Are there more? What are these pros and cons missing? (again comments appreciated )
Possible next steps to explore
Explore the real effect of SDGs. Do they actually set trajectories or reflect trajectories that were already in place? (I guess both)
Explore how other actors in the GCR mitigation community relate to sustainable development.
Explore the link of risk mitigation and sustainability in a broader sense (outside of SDGs).
Refine the concept of the risk budget and its relation with sustainability.
Explore how the post 2030 agenda will be set and who has influence on it.
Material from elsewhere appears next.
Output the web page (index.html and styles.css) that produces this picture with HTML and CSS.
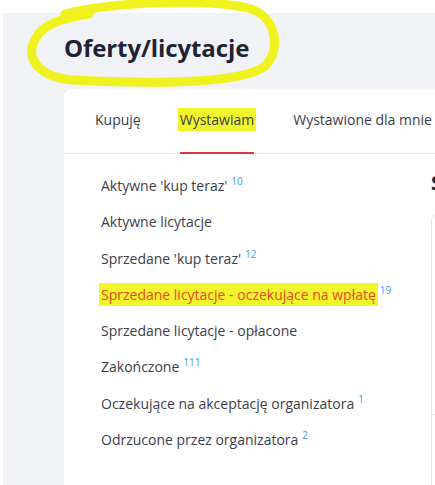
FILE: index.html
```html
<!DOCTYPE html>
<html lang="pl">
<head>
    <meta charset="UTF-8">
    <meta name="viewport" content="width=device-width, initial-scale=1.0">
    <title>Oferty/licytacje</title>
    <link rel="stylesheet" href="styles.css">
</head>
<body>
    <div class="page">
        <h1 class="title">Oferty/licytacje</h1>

        <div class="card">
            <div class="tabs">
                <span class="tab">Kupuję</span>
                <span class="tab active"><span class="marker">Wystawiam</span></span>
                <span class="tab">Wystawione dla mnie</span>
            </div>

            <div class="card-body">
                <ul class="menu">
                    <li>Aktywne 'kup teraz'<sup>10</sup></li>
                    <li>Aktywne licytacje</li>
                    <li>Sprzedane 'kup teraz'<sup>12</sup></li>
                    <li class="current"><span class="marker">Sprzedane licytacje - oczekujące na wpłatę</span><sup>19</sup></li>
                    <li>Sprzedane licytacje - opłacone</li>
                    <li>Zakończone<sup>111</sup></li>
                    <li>Oczekujące na akceptację organizatora<sup>1</sup></li>
                    <li>Odrzucone przez organizatora<sup>2</sup></li>
                </ul>

                <div class="content">
                    <h2 class="content-title">Sprzedane</h2>
                    <div class="panel">
                        <div class="panel-row"></div>
                    </div>
                </div>
            </div>
        </div>

        <!-- hand drawn circle around the heading -->
        <svg class="scribble" width="300" height="100" viewBox="0 0 300 100">
            <path d="M62 14 C110 2 200 -2 245 8 C275 16 278 52 262 66 C240 84 150 84 70 80 C40 78 24 62 30 44 C36 28 48 20 86 14"
                  fill="none" stroke="#f0f21f" stroke-width="9" stroke-linecap="round"/>
        </svg>
    </div>
</body>
</html>
```

FILE: styles.css
```css
body {
    margin: 0;
    background: #ffffff;
    font-family: "Open Sans", "Noto Sans", sans-serif;
    overflow: hidden;
}

.page {
    position: relative;
    margin: 13px 0 0 3px;
    padding: 17px 0 0 61px;
    background-color: #f1f2f6;
    height: 480px;
}

.title {
    margin: 0 0 24px;
    font-family: "Open Sans", sans-serif;
    font-size: 24px;
    font-weight: 700;
    line-height: 35px;
    color: #1f2233;
    letter-spacing: -0.1px;
}

.scribble {
    position: absolute;
    left: 0;
    top: -13px;
}

.card {
    background: #ffffff;
    border-radius: 8px 0 0 0;
    width: 420px;
    height: 400px;
}

.tabs {
    display: flex;
    gap: 39px;
    padding: 0 0 0 31px;
    border-bottom: 1px solid #e3e6ec;
    white-space: nowrap;
}

.tab {
    padding: 19px 0 20px;
    font-size: 14px;
    line-height: 24px;
    color: #3b3d4a;
    border-bottom: 2px solid transparent;
    margin-bottom: -1px;
}

.tab.active {
    border-bottom-color: #e0373c;
}

.marker {
    background: #f2f52a;
    padding: 2px 2px;
    margin: 0 -2px;
}

.card-body {
    display: flex;
}

.menu {
    list-style: none;
    margin: 0;
    padding: 22px 0 0 37px;
    width: 330px;
    flex-shrink: 0;
}

.menu li {
    font-size: 14px;
    line-height: 20px;
    color: #3b3d4a;
    margin-bottom: 16.3px;
    white-space: nowrap;
}

.menu li.current {
    color: #e8492c;
}

.menu sup {
    font-size: 10px;
    color: #3d98e6;
    margin-left: 4px;
    vertical-align: 6px;
    line-height: 0;
}

.content {
    padding-top: 16px;
}

.content-title {
    margin: 0 0 18px;
    font-size: 20px;
    font-weight: 700;
    color: #1f2233;
    line-height: 26px;
    white-space: nowrap;
}

.panel {
    border: 1px solid #e3e6ec;
    border-radius: 6px 0 0 0;
    border-right: none;
    height: 270px;
    width: 60px;
}

.panel-row {
    height: 199px;
    border-bottom: 1px solid #e3e6ec;
}
```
Explore if the scope of time in the post 2030 agenda could be extended, setting goals for the long term, even if they are less tractable, and then sub-goals for the next 15 years). How could that be achieved? And the next agenda could be a process of “thinking backwards”, so even if the scope of sub-goals is 15 years, they would correspond to a major goal for “where do we want humanity to go” and what we would need by 2045 to achieve that.
Exploring how the SDGs are fed by scientific and technical communities to see if we could replicate that (for example the interaction between the IPCC and SDGs).
We could explore if the current infrastructure and institutional design for sustainability could be a place to push for measures to protect future generations. The concept of sustainability is about representing future generations in decision making and maybe we are not taking enough advantage of that.
Those are some of the ideas that I would like to explore further and hopefully identify policy opportunities if it ends up being an interesting path. All feedback is appreciated to determine if this should receive more time, attention and coordination (or to put it out there and leave the record in case it’s not).